The Fed just dropped the Fed Funds Rate to 3.00%.  Great news if you have a HELOC.  Prime will now be reduced to 6.00% and home equity lines of credit are based on the Prime Rate.  The Prime Rate = Fed Funds Rate plus 3 points.   The Fed also reduced the Discount Rate to 3.5%.

The market is currently rallying…I’ll let you know if mortgage rates adjust with the rallying market with an update to this post.  I hope you locked in your rate!

The Fed is leaving the door open for future rate cuts:

Financial markets remain under considerable stress, and credit has tightened further for some businesses and households.  Moreover, recent information indicates a deepening of the housing contraction as well as some softening in labor markets.

The Committee expects inflation to moderate in coming quarters, but it will be necessary to continue to monitor inflation developments carefully.

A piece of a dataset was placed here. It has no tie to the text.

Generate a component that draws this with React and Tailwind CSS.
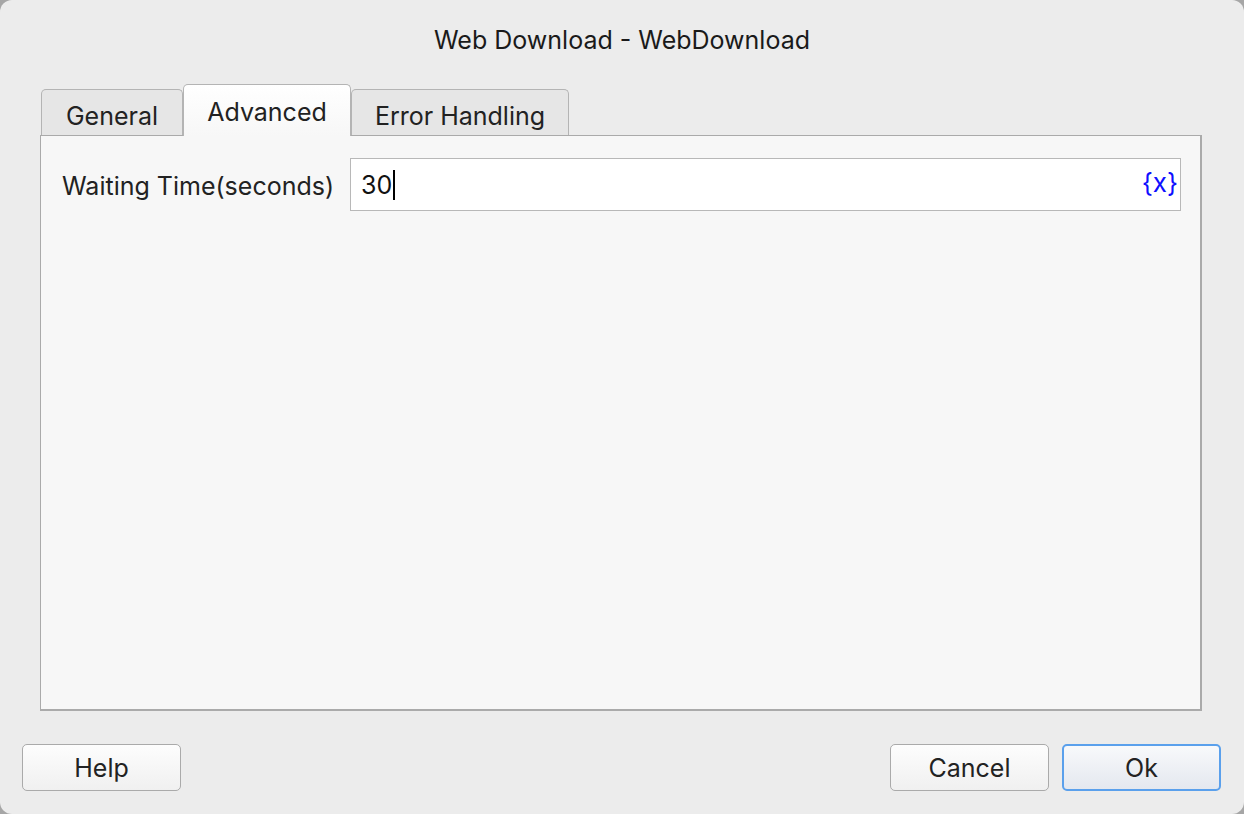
export default function App() {
  const font = { fontFamily: '"Inter", "Liberation Sans", sans-serif' };
  return (
    <div className="w-[1244px] h-[814px] bg-[#a6a6a6]" style={font}>
      <div className="w-full h-full rounded-[12px] bg-[#ececec] flex flex-col text-[#222]">
        <div className="h-[84px] flex justify-center pt-[24px]">
          <span className="text-[25px] leading-[32px] text-[#1a1a1a]">Web Download - WebDownload</span>
        </div>
        <div className="h-[51px] flex items-end pl-[41px] relative z-10">
          <div className="w-[142px] h-[46px] border border-b-0 border-[#b4b4b4] rounded-t-[5px] bg-[#e6e6e6] flex items-center justify-center text-[25px] leading-[32px] pt-[6px]">General</div>
          <div className="w-[168px] h-[52px] -mb-[1px] border border-b-0 border-[#b4b4b4] rounded-t-[5px] bg-gradient-to-b from-[#ffffff] to-[#f7f7f7] flex items-center justify-center text-[25px] leading-[32px] pt-[2px]">Advanced</div>
          <div className="w-[218px] h-[46px] border border-b-0 border-[#b4b4b4] rounded-t-[5px] bg-[#e6e6e6] flex items-center justify-center text-[25px] leading-[32px] pt-[6px]">Error Handling</div>
        </div>
        <div className="ml-[40px] w-[1162px] h-[576px] border border-[#aaaaaa] border-r-2 border-b-2 bg-[#f7f7f7] pt-[22px] pl-[21px] pr-[19px]">
          <div className="flex items-center">
            <span className="w-[288px] text-[25px] leading-[32px] pt-[2px]">Waiting Time(seconds)</span>
            <div className="flex-1 h-[53px] bg-white border border-[#b8b8b8] flex items-center pl-[10px] pr-[2px]">
              <span className="text-[25px] leading-[32px] text-[#111]">30</span>
              <span className="w-[2px] h-[30px] bg-black ml-[1px]"></span>
              <span className="ml-auto text-[26px] leading-[32px] text-[#0f0fff] -mt-[3px]">{'{x}'}</span>
            </div>
          </div>
        </div>
        <div className="mt-[33px] h-[47px] flex px-[22px]">
          <button className="w-[159px] h-[47px] rounded-[5px] border border-[#aaaaaa] bg-gradient-to-b from-[#fdfdfd] to-[#f0f0f0] text-[25px] leading-[32px]">Help</button>
          <div className="flex-1"></div>
          <button className="w-[159px] h-[47px] rounded-[5px] border border-[#aaaaaa] bg-gradient-to-b from-[#fdfdfd] to-[#f0f0f0] text-[25px] leading-[32px]">Cancel</button>
          <button className="ml-[13px] mr-[1px] w-[159px] h-[47px] rounded-[5px] border-2 border-[#5aa0ec] bg-gradient-to-b from-[#f8f9fb] to-[#e4e8ef] text-[25px] leading-[32px]">Ok</button>
        </div>
      </div>
    </div>
  );
}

Today’s policy action, combined with those taken earlier, should help to promote moderate growth over time and to mitigate the risks to economic activity.  However, downside risks to growth remain.  The Committee will continue to assess the effects of financial and other developments on economic prospects and will act in a timely manner as needed to address those risks.

We still have big time economic indicators that historically impact mortgage rates scheduled for the rest of the week:  Thursday’s PCE and Friday’s Job Report.

As always, I advise locking your interest rate if you’re closing within the next 30 days.